I’ve been a Sherman devotee for a long time, ever since discovering her Untitled Film Stills in my sophomore year in college. In some ways, Sherman is the secret muse behind my novels: along with Diane Arbus and Susan Sontag, she’s the artist who first got me thinking about the ambivalent relationship of photography toward its practitioners and its subjects, a thread that runs throughout The Icon Thief, in which one of her photos makes a cameo appearance. And it’s no accident that all of these artists were women. The story of women and photography is a tangled one, tinged with notions of power and powerlessness, agency and objectification, the male gaze and the need to document lives that might otherwise go unseen. Arbus is best known for her photos of others, in the most literal sense, but we’re also fascinated by her self-portraits, and Sherman has always been her only model. The Untitled Film Stills are hugely powerful—I vividly remember my first encounter with one—but they’re also beguiling acts of mimicry and disguise. Sherman, who always enjoyed dressing up as imaginary characters, began photographing herself almost as an afterthought, and the result is a set of images that remain endlessly evocative. Each suggests a single enigmatic moment in an ongoing narrative, to the extent that you could use them as a collection of story prompts, like an eroticized version of The Mysteries of Harris Burdick, and even after thirty years, they’re still compelling and seductive.

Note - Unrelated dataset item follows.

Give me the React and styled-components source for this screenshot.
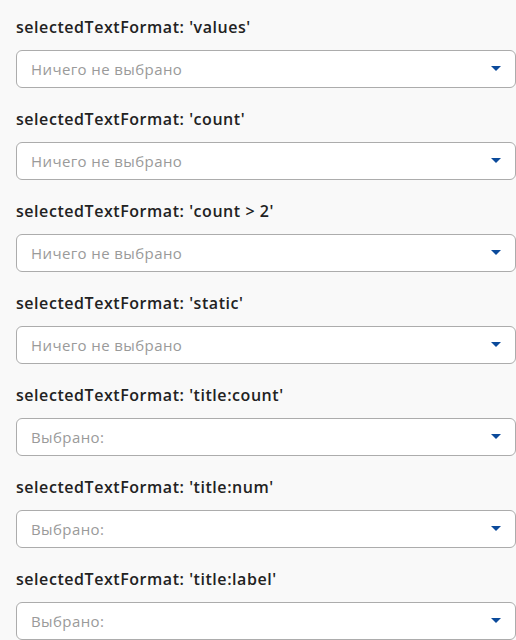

Which brings me to an uncomfortable point about Sherman, and one that doesn’t always get enough emphasis in critical discussions of her career, which is how shrewdly her earlier pictures utilize her own sexuality to draw male viewers into her work. Sherman was and remains an attractive woman, and it’s hard to imagine her photos troubling us in the way they do if her own face wasn’t so naturally suited to being transformed into a fantasy object: sex kitten, ingenue, working girl, ice queen. Taken as a whole, these metamorphoses are troubling and mesmerizing, but when you view them in isolation, they slip uneasily into the same category of image they’re meant to satirize. Even as her work plays on clichés of feminine iconography, she seizes our attention by appealing to the same part of the brain. Two her framed prints live in my office, so familiar by now that I barely even notice them, but if I had to explain why I put them there, I’d have to admit that the impulse isn’t that different from when I’d decorate my room as a teenager with album sleeves and magazine cutouts. I like the way they look, and when I was younger, they ended up on the cover of more than one mix tape. Sherman spoofs and subverts the idea of the female art object, but in the process, she turns herself into the very thing she’s trying to undermine—a pin-up for readers of Art in America.

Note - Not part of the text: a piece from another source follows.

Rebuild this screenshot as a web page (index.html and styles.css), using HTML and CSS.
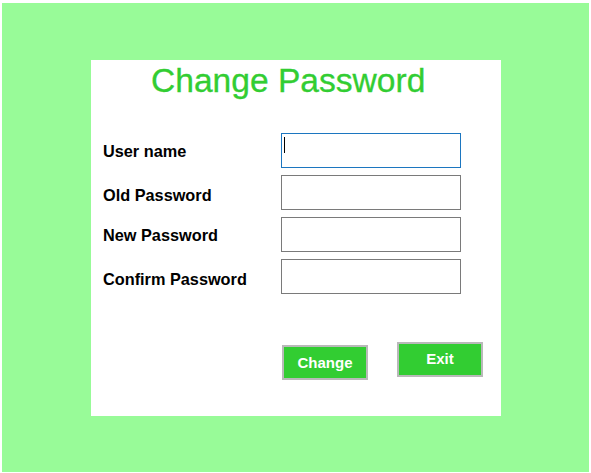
FILE: index.html
```html
<!DOCTYPE html>
<html lang="en">
<head>
<meta charset="utf-8">
<title>Change Password</title>
<link rel="stylesheet" href="styles.css">
</head>
<body>
<div class="frame">
  <div class="panel">
    <h1 class="title">Change Password</h1>
    <form class="form">
      <label class="label" for="user">User name</label>
      <div class="field-wrap">
        <input class="field field-focus" id="user" type="text">
        <span class="caret"></span>
      </div>
      <label class="label label-low" for="old">Old Password</label>
      <input class="field" id="old" type="password">
      <label class="label" for="new">New Password</label>
      <input class="field" id="new" type="password">
      <label class="label label-low" for="confirm">Confirm Password</label>
      <input class="field" id="confirm" type="password">
    </form>
    <div class="actions">
      <button class="btn btn-change" type="button">Change</button>
      <button class="btn btn-exit" type="button">Exit</button>
    </div>
  </div>
</div>
</body>
</html>
```

FILE: styles.css
```css
html, body {
  margin: 0;
  padding: 0;
  background: #ffffff;
}

body {
  width: 591px;
  height: 473px;
  overflow: hidden;
  font-family: "Liberation Sans", Arial, sans-serif;
}

.frame {
  margin: 3px 2px 0 2px;
  height: 469px;
  background: #98fb98;
  padding-top: 57px;
  padding-left: 89px;
  box-sizing: border-box;
}

.panel {
  width: 410px;
  height: 356px;
  background: #ffffff;
  box-sizing: border-box;
  padding-top: 1px;
}

.title {
  margin: 0;
  padding-left: 60px;
  font-size: 33.6px;
  line-height: 40px;
  font-weight: normal;
  color: #32cd32;
  -webkit-text-stroke: 0.3px #32cd32;
}

.form {
  margin: 32px 0 0 12px;
  display: grid;
  grid-template-columns: 178px 180px;
  grid-auto-rows: 35px;
  row-gap: 7px;
  align-items: center;
}

.label {
  font-size: 16.3px;
  font-weight: bold;
  color: #000000;
  padding-top: 2px;
}

.label-low {
  padding-top: 5px;
}

.field-wrap {
  position: relative;
  height: 35px;
}

.field {
  display: block;
  width: 180px;
  height: 35px;
  box-sizing: border-box;
  margin: 0;
  border: 1px solid #7a7a7a;
  background: #ffffff;
  outline: none;
  padding: 0 4px;
  font-family: "Liberation Sans", Arial, sans-serif;
  font-size: 15px;
}

.field-focus {
  border-color: #1c76c0;
}

.caret {
  position: absolute;
  left: 3px;
  top: 4px;
  width: 1px;
  height: 16px;
  background: #000000;
}

.actions {
  margin: 48px 0 0 191px;
  display: flex;
  align-items: flex-start;
  gap: 29px;
}

.btn {
  width: 86px;
  height: 35px;
  box-sizing: border-box;
  margin: 0;
  padding: 0;
  background: #32cd32;
  border: 2px solid #b9b9b9;
  color: #ffffff;
  font-family: "Liberation Sans", Arial, sans-serif;
  font-size: 15px;
  font-weight: bold;
  cursor: pointer;
}

.btn-change {
  margin-top: 3px;
}

.btn-exit {
  padding-bottom: 3px;
}
```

In her later work, Sherman would assume increasingly grotesque and horrifying masks, and her recent run of clown pictures, for instance, isn’t something you’d hang on a dorm room wall. Yet there’s no denying that her early fame and continued appeal rest on the way in which her most famous works simultaneously embody and undermine their sources: it’s no accident that the recent collection of her Untitled Film Stills used a cover image of Sherman at her most glamorous. Which may be her most enduring lesson. So many works of art stick in the imagination because they oscillate between surface appeal and darker depths: Vertigo is both the ultimate Hitchcock thriller, with its Edith Head costumes and lush Bernard Herrmann score, and also the most psychologically complex of all Hollywood movies. Like its opening shot, it starts with the eye, then plunges in deeper, and much of its power comes from how we identify first with Scotty, then with Madeline and her unwilling Shermanesque transformation. Sherman, like Hitchcock, draws us in with the story she seems to be telling, then forces us to rethink why we care about such stories at all. (It’s also true of Kara Walker, the only other woman on the Vanity Fair list, whose paper cutouts and silhouettes evoke classic children’s illustration while confronting us with the horror of slavery.) This requires both enormous technical virtuosity and a curious kind of naiveté, which we see whenever Hitchcock and Sherman discuss their work. We’re left intrigued but unsettled, unsure of how much of our response comes from the art itself or from our own misreading of it. And in the end, we realize that we’re in the picture, too, just beyond the edges of the frame.